The function memDigit is the phone number; the list digits is just a resource used in defining the function. It's not hard to check that genDigit and memDigit give you the same output if you give them the same input. In other words, the Haskell functions genDigit and memDigit are two different expressions of the same abstract function $d \colon [10] \rightarrow [9]$.

---

As support for the point of view I'm suggesting, notice that when I use genDigit to contact my friend, the digits I'm dialing are never all written down in memory at the same time. In other words, I can use the function $d \colon [10] \rightarrow [9]$ to call my friend even if I never "allocate memory, evaluate the map and output the results of the mapping into the memory." To me, this is a pretty compelling reason to call the function $d$ a phone number even if I never write all its outputs down in one place.

A more practical argument for the "phone numbers as functions" point of view is that it generalizes nicely to situations where phone numbers are infinitely long—maybe my phone number is the infinite Fibonacci string, and yours is the Kolakoski sequence.

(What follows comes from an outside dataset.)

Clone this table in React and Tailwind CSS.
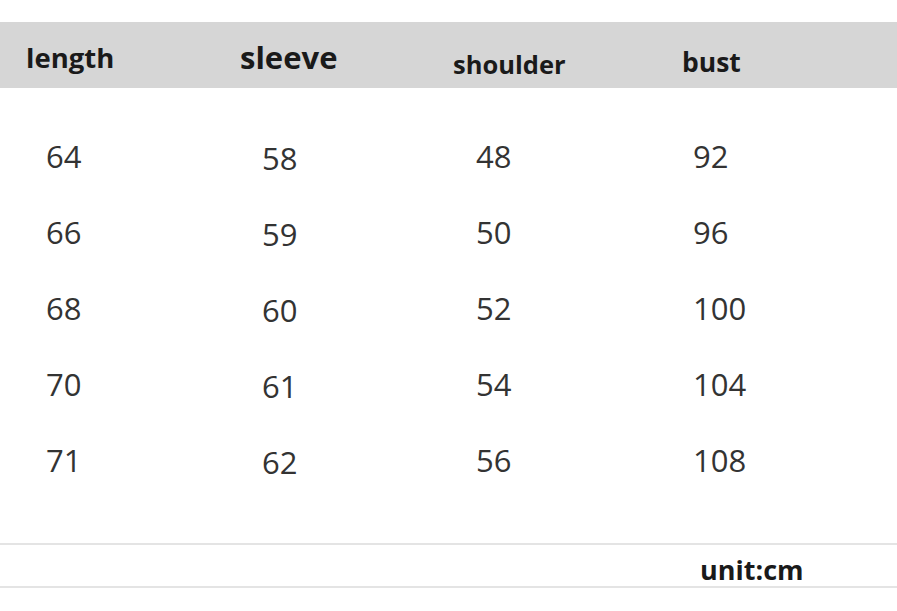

I can't give you my phone number by writing it down on a piece of paper, but I can give it to you as a Haskell function fibDigit:

fibDigit :: Int -> Nine
fibDigit i = fibRecurse i [toOrdinal 1, toOrdinal 8] [toOrdinal 1]

fibRecurse :: Int -> [Nine] -> [Nine] -> Nine
fibRecurse i oneBack twoBack =
  if i <= length oneBack
    then oneBack!!(i - 1)
    else fibRecurse i (oneBack ++ twoBack) oneBack

When I call this a practical argument, I'm not joking. Haskell actually handles infinite lists by thinking of them as functions from $\mathbb{N}$ to the appropriate alphabet.